▸ What to work on:
Repeat all the material exactly; pictures stay out of your copy.

▸ Dataset section:
◇ ◇ ◇ ◇ ◇

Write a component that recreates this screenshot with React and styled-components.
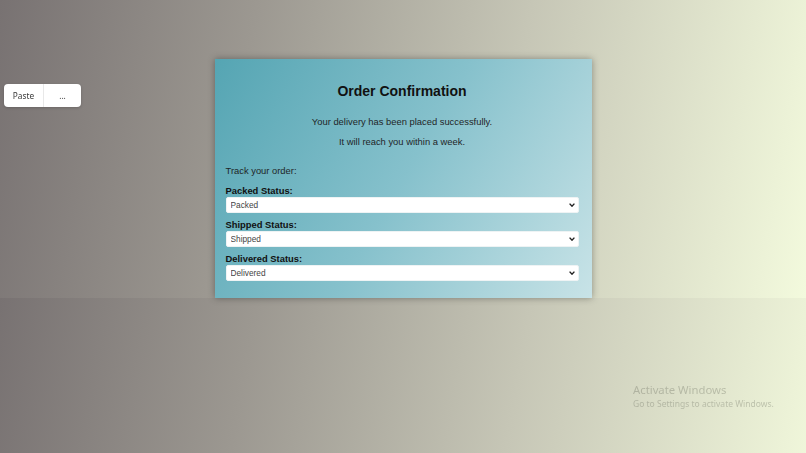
import React from "react";
import styled, {createGlobalStyle} from "styled-components";

const GlobalStyle = createGlobalStyle`
    html, body {
        margin: 0;
        padding: 0;
    }
    body {
        font-family: "Liberation Sans", Arial, sans-serif;
    }
`;

const Page = styled.div`
    min-height: 100vh;
    box-sizing: border-box;
    padding-top: 59px;
    display: flex;
    justify-content: center;
    align-items: flex-start;
    background: linear-gradient(100deg, #787272 0%, #9c9891 30%, #c6c6b6 62%, #f3fadd 100%) 0 0 / 100% 298px repeat-y;
`;

const Card = styled.section`
    width: 377px;
    box-sizing: border-box;
    padding: 24px 13px 17px 11px;
    background: linear-gradient(120deg, #55a5b3 0%, #86c1cc 50%, #c8e3e7 100%);
    box-shadow: 0 0 7px rgba(0, 0, 0, 0.35);
`;

const Title = styled.h2`
    margin: 0;
    font-size: 14px;
    line-height: 16px;
    font-weight: bold;
    text-align: center;
    color: #111;
`;

const Message = styled.p`
    margin: ${props => props.first ? "17px" : "9px"} 0 0;
    font-size: 9.4px;
    line-height: 11px;
    text-align: center;
    color: #1f2628;
`;

const TrackText = styled.p`
    margin: 18px 0 0;
    font-size: 9.4px;
    line-height: 11px;
    color: #1f2628;
`;

const Field = styled.div`
    margin-top: ${props => props.first ? "9px" : "6px"};
`;

const Label = styled.label`
    display: block;
    margin-bottom: 1px;
    font-size: 9.4px;
    line-height: 11px;
    font-weight: bold;
    color: #111;
`;

const SelectWrap = styled.div`
    position: relative;
`;

const Select = styled.select`
    display: block;
    width: 100%;
    height: 16px;
    box-sizing: border-box;
    padding: 0 14px 0 4px;
    border: 1px solid #eef3f4;
    border-radius: 2px;
    background: #fff;
    color: #444;
    font-family: "Liberation Sans", Arial, sans-serif;
    font-size: 8.3px;
    appearance: none;
    outline: none;
`;

const Chevron = styled.svg`
    position: absolute;
    right: 4px;
    top: 6px;
    pointer-events: none;
`;

const PastePopup = styled.div`
    position: fixed;
    left: 4px;
    top: 84px;
    width: 77px;
    height: 23px;
    display: flex;
    background: #fff;
    border-radius: 4px;
    box-shadow: 0 1px 3px rgba(0, 0, 0, 0.18);
    font-family: "Noto Sans", "Open Sans", sans-serif;
    font-size: 8.3px;
    color: #3a3a3a;
`;

const PasteCell = styled.div`
    display: flex;
    align-items: center;
    justify-content: center;
    flex: ${props => props.grow ? 1 : "0 0 39px"};
    border-right: ${props => props.grow ? "none" : "1px solid #e8e8e8"};
`;

const Watermark = styled.div`
    position: fixed;
    left: 633px;
    top: 382px;
    font-family: "Noto Sans", "Open Sans", sans-serif;
    color: rgba(90, 92, 80, 0.3);
    pointer-events: none;
`;

const WatermarkTitle = styled.div`
    font-size: 11.3px;
    line-height: 16px;
`;

const WatermarkSub = styled.div`
    font-size: 8.5px;
    line-height: 12px;
`;

const fields = [
    {label: "Packed Status:", value: "Packed"},
    {label: "Shipped Status:", value: "Shipped"},
    {label: "Delivered Status:", value: "Delivered"}
];

export default function App() {
    return (
        <>
            <GlobalStyle/>
            <Page>
                <Card>
                    <Title>Order Confirmation</Title>
                    <Message first>Your delivery has been placed successfully.</Message>
                    <Message>It will reach you within a week.</Message>
                    <TrackText>Track your order:</TrackText>
                    {fields.map((field, index) =>
                        <Field first={index === 0} key={field.value}>
                            <Label>{field.label}</Label>
                            <SelectWrap>
                                <Select defaultValue={field.value}>
                                    <option value={field.value}>{field.value}</option>
                                </Select>
                                <Chevron width="6" height="4" viewBox="0 0 6 4">
                                    <path d="M0.6 0.6 L3 3.2 L5.4 0.6" fill="none" stroke="#222" strokeWidth="1.4"/>
                                </Chevron>
                            </SelectWrap>
                        </Field>
                    )}
                </Card>
            </Page>
            <PastePopup>
                <PasteCell>Paste</PasteCell>
                <PasteCell grow>...</PasteCell>
            </PastePopup>
            <Watermark>
                <WatermarkTitle>Activate Windows</WatermarkTitle>
                <WatermarkSub>Go to Settings to activate Windows.</WatermarkSub>
            </Watermark>
        </>
    );
}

◇ ◇ ◇ ◇ ◇

▸ Response to the task:
Write a component that recreates this screenshot with React and styled-components.
import React from "react";
import styled, {createGlobalStyle} from "styled-components";

const GlobalStyle = createGlobalStyle`
    html, body {
        margin: 0;
        padding: 0;
    }
    body {
        font-family: "Liberation Sans", Arial, sans-serif;
    }
`;

const Page = styled.div`
    min-height: 100vh;
    box-sizing: border-box;
    padding-top: 59px;
    display: flex;
    justify-content: center;
    align-items: flex-start;
    background: linear-gradient(100deg, #787272 0%, #9c9891 30%, #c6c6b6 62%, #f3fadd 100%) 0 0 / 100% 298px repeat-y;
`;

const Card = styled.section`
    width: 377px;
    box-sizing: border-box;
    padding: 24px 13px 17px 11px;
    background: linear-gradient(120deg, #55a5b3 0%, #86c1cc 50%, #c8e3e7 100%);
    box-shadow: 0 0 7px rgba(0, 0, 0, 0.35);
`;

const Title = styled.h2`
    margin: 0;
    font-size: 14px;
    line-height: 16px;
    font-weight: bold;
    text-align: center;
    color: #111;
`;

const Message = styled.p`
    margin: ${props => props.first ? "17px" : "9px"} 0 0;
    font-size: 9.4px;
    line-height: 11px;
    text-align: center;
    color: #1f2628;
`;

const TrackText = styled.p`
    margin: 18px 0 0;
    font-size: 9.4px;
    line-height: 11px;
    color: #1f2628;
`;

const Field = styled.div`
    margin-top: ${props => props.first ? "9px" : "6px"};
`;

const Label = styled.label`
    display: block;
    margin-bottom: 1px;
    font-size: 9.4px;
    line-height: 11px;
    font-weight: bold;
    color: #111;
`;

const SelectWrap = styled.div`
    position: relative;
`;

const Select = styled.select`
    display: block;
    width: 100%;
    height: 16px;
    box-sizing: border-box;
    padding: 0 14px 0 4px;
    border: 1px solid #eef3f4;
    border-radius: 2px;
    background: #fff;
    color: #444;
    font-family: "Liberation Sans", Arial, sans-serif;
    font-size: 8.3px;
    appearance: none;
    outline: none;
`;

const Chevron = styled.svg`
    position: absolute;
    right: 4px;
    top: 6px;
    pointer-events: none;
`;

const PastePopup = styled.div`
    position: fixed;
    left: 4px;
    top: 84px;
    width: 77px;
    height: 23px;
    display: flex;
    background: #fff;
    border-radius: 4px;
    box-shadow: 0 1px 3px rgba(0, 0, 0, 0.18);
    font-family: "Noto Sans", "Open Sans", sans-serif;
    font-size: 8.3px;
    color: #3a3a3a;
`;

const PasteCell = styled.div`
    display: flex;
    align-items: center;
    justify-content: center;
    flex: ${props => props.grow ? 1 : "0 0 39px"};
    border-right: ${props => props.grow ? "none" : "1px solid #e8e8e8"};
`;

const Watermark = styled.div`
    position: fixed;
    left: 633px;
    top: 382px;
    font-family: "Noto Sans", "Open Sans", sans-serif;
    color: rgba(90, 92, 80, 0.3);
    pointer-events: none;
`;

const WatermarkTitle = styled.div`
    font-size: 11.3px;
    line-height: 16px;
`;

const WatermarkSub = styled.div`
    font-size: 8.5px;
    line-height: 12px;
`;

const fields = [
    {label: "Packed Status:", value: "Packed"},
    {label: "Shipped Status:", value: "Shipped"},
    {label: "Delivered Status:", value: "Delivered"}
];

export default function App() {
    return (
        <>
            <GlobalStyle/>
            <Page>
                <Card>
                    <Title>Order Confirmation</Title>
                    <Message first>Your delivery has been placed successfully.</Message>
                    <Message>It will reach you within a week.</Message>
                    <TrackText>Track your order:</TrackText>
                    {fields.map((field, index) =>
                        <Field first={index === 0} key={field.value}>
                            <Label>{field.label}</Label>
                            <SelectWrap>
                                <Select defaultValue={field.value}>
                                    <option value={field.value}>{field.value}</option>
                                </Select>
                                <Chevron width="6" height="4" viewBox="0 0 6 4">
                                    <path d="M0.6 0.6 L3 3.2 L5.4 0.6" fill="none" stroke="#222" strokeWidth="1.4"/>
                                </Chevron>
                            </SelectWrap>
                        </Field>
                    )}
                </Card>
            </Page>
            <PastePopup>
                <PasteCell>Paste</PasteCell>
                <PasteCell grow>...</PasteCell>
            </PastePopup>
            <Watermark>
                <WatermarkTitle>Activate Windows</WatermarkTitle>
                <WatermarkSub>Go to Settings to activate Windows.</WatermarkSub>
            </Watermark>
        </>
    );
}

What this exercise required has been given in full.